Start with the stylistic conflict going on, because I’m sure that’s prominent for Few. The Zags play an appealing, beautiful, breakneck-speed game – the antidote for which is a hit-the-brakes, physical, grabby defensive style, one that isn’t especially esthetic – just often effective. It’s how Arkansas confronted Gonzaga last week.
There’s an ongoing back-and-forth about how officials should call the game and right now, it’s trending toward handsy. If you’ve watched much of the 2022 tournament, you’ve seen an inordinate amount of flat ugly basketball, from the Illinois-Chattanooga goof-fest to a Villanova-Houston game Saturday in which neither team shot 30 percent. But the suspense of the tournament, and everybody’s focus on their bracket, has a way of masking the slog.
Add to that the custom of more physical play in the tournament, and suddenly, it’s an uphill challenge for Gonzaga.
But try telling Chet Holmgren that the zebras are more indulgent in the post-season. He incurred a couple of head-scratching fouls against Arkansas in 23 minutes. Forgive him if, on his way to the NBA, he might think he’s gotten mixed messages on what’s allowed in the college game.
Such things seem to have befallen the Zags in their most painful exits.

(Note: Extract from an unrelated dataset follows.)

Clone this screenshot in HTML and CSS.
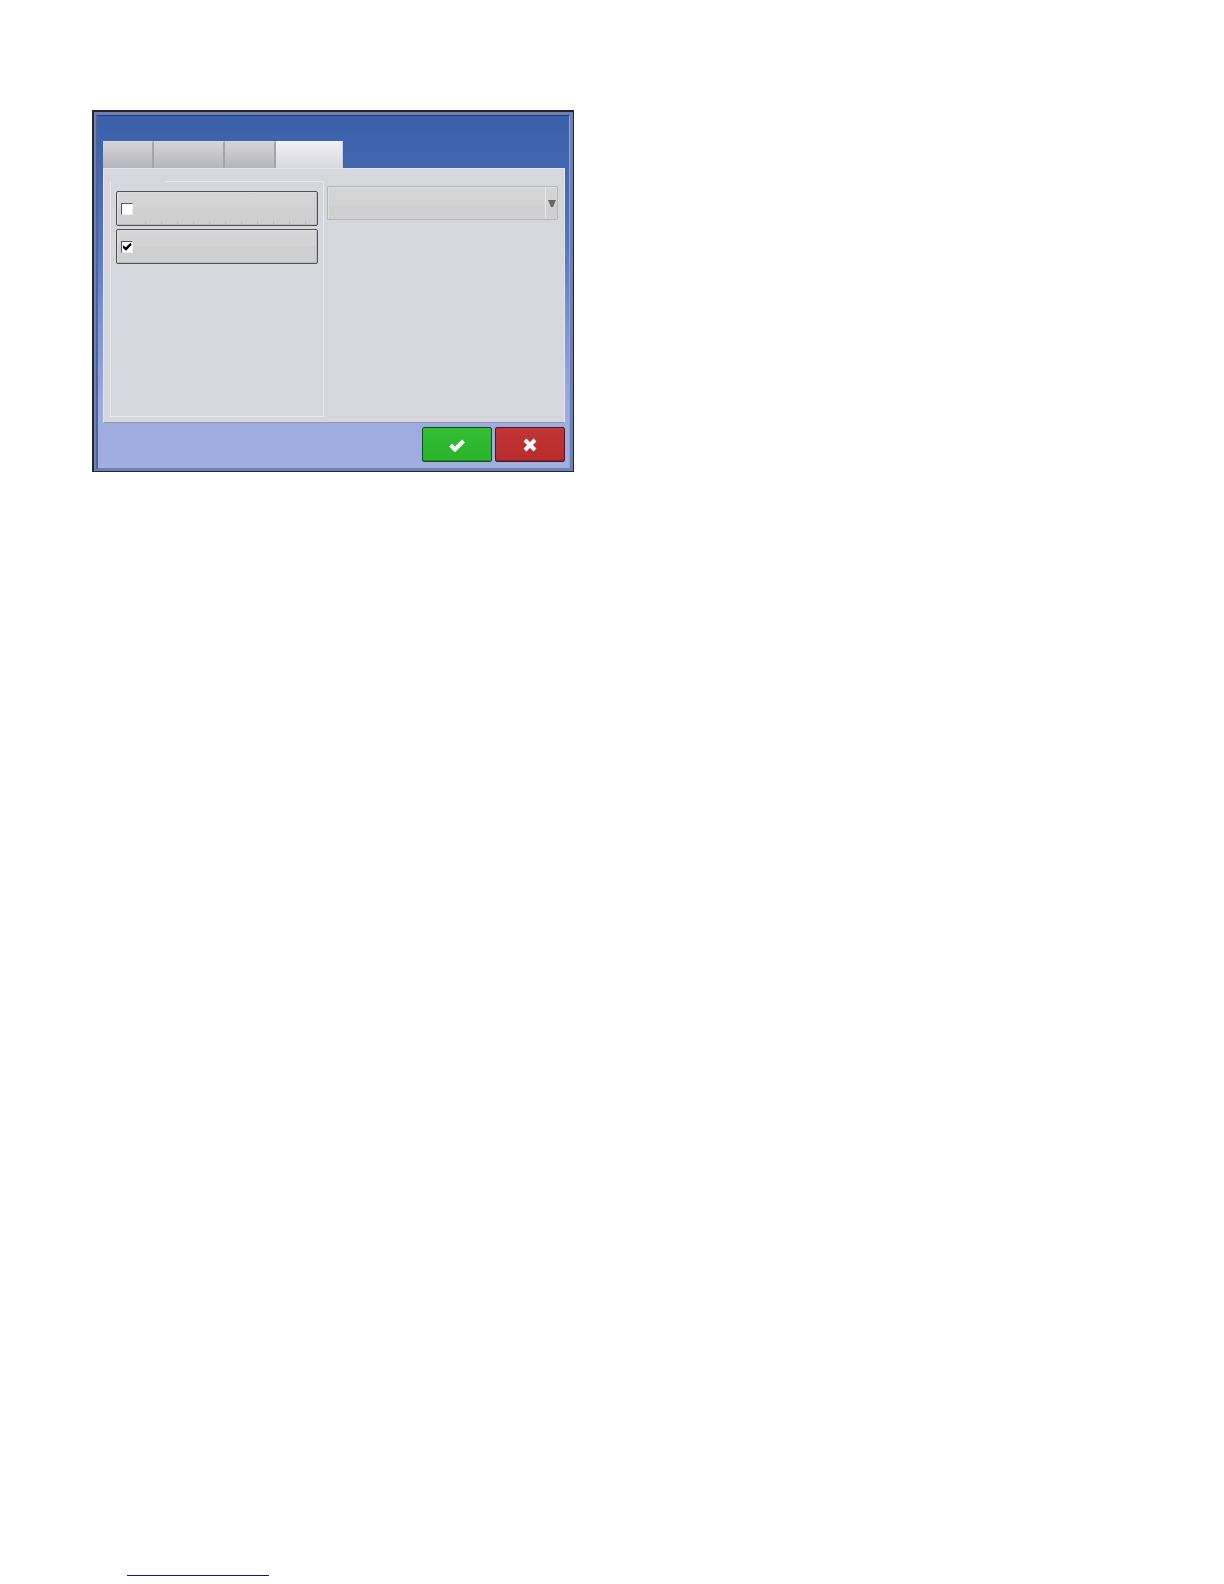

This was how the Associated Press summed up the 2017 title game, when North Carolina nipped Gonzaga: “ . . . in many corners, this game will be remembered for these three men (naming the officials), who called 27 fouls in the second half, completely busted up the flow of the game.”
That was the night when Nigel Williams-Goss, Gonzaga’s scoring and assists leader, went down with an ankle sprain inside the two-minute mark with GU down by one, and Carolina survived. A year later, when Florida State upset the Zags in the Sweet 16, Gonzaga suddenly was without Killian Tillie – its second-leading scorer, second-leading rebounder and a 48-percent three-point shooter that year – when he injured a hip in practice.
Few has acknowledged that in 1999, when Gonzaga launched its generational run into the unheard-of, it got lucky. Minnesota, the Zags’ first-round opponent, was outed for massive academic fraud, players were declared ineligible, and GU took advantage for the school’s initial NCAA-tournament victory. Now it has 41.
It must sometimes seem to Few that the basketball gods have conspired to square accounts for that early kindness. Now he must come to grips with whether Gonzaga has endured more than its share of sour luck, or whether changes are in order.
Some observers have decided for him. A Detroit columnist cautioned the Pistons against considering Holmgren – because he comes from a place built on the path of least resistance. “I wonder about the competitive fervor of top recruits,” he wrote, “who hit the easy button and go to Gonzaga.”
When a post-Arkansas tweet compared the tease of Gonzaga basketball to Oregon football, a Portland media guy concluded, “Oregon football has far more substance than Gonzaga basketball. UO has actually won major conference titles. Gonzaga has not.”
The part about league titles is true. Far more dubious is what that has meant to Oregon’s national profile against Gonzaga’s. Since 2014, the Ducks have a Rose Bowl victory, a title-game loss to Ohio State by three touchdowns when Oregon was favored, a handful of ugly bowl losses, another 4-8 year and high-stakes, back-to-back blowout defeats four months ago to Utah. If that’s substance, the advice here is to wear gloves handling it.
That doesn’t mean adjustments wouldn’t help. Some nasty might look good on the Zags, some steely-eyed, defensive resolve. A bit of it could already be on hand in guard Dominick Harris, whom Gonzaga lost to a foot injury in the ’21-22 preseason.
Twice in person this season, before the Alabama and Memphis games, I thought I detected a casualness in warmups, a devil-may-care look that didn’t seem especially businesslike. I say that fully conceding that (a) maybe that’s how the Zags roll; and (b) maybe that doesn’t matter anyway.
At times like these, you grope for answers, nobody more zealously than the guy with the fly rod.
It probably doesn’t help Few to know that people like John Beilein, Bob Huggins, Rick Barnes and Dana Altman have never won a title. Tom Izzo, the master of March, has won only one despite a four-year head start on Few. John Calipari, the one-and-done recruiting maestro, has won one, and it took four first-round NBA picks that 2012 season, including Nos. 1-2 with Anthony Davis on top. Bill Self has won one (he’s also in this week’s Final Four) despite some pointed NCAA insinuation that Kansas is breaking rules to do it.
“All the stars have to be aligned correctly,” Charles Barkley was saying Sunday on TV. “Izzo, Self, guys like that . . . people like, ‘Why ain’t you won another one?’ It’s hard to win.”
For so long, Gonzaga had a way of making it look easy. This last part isn’t.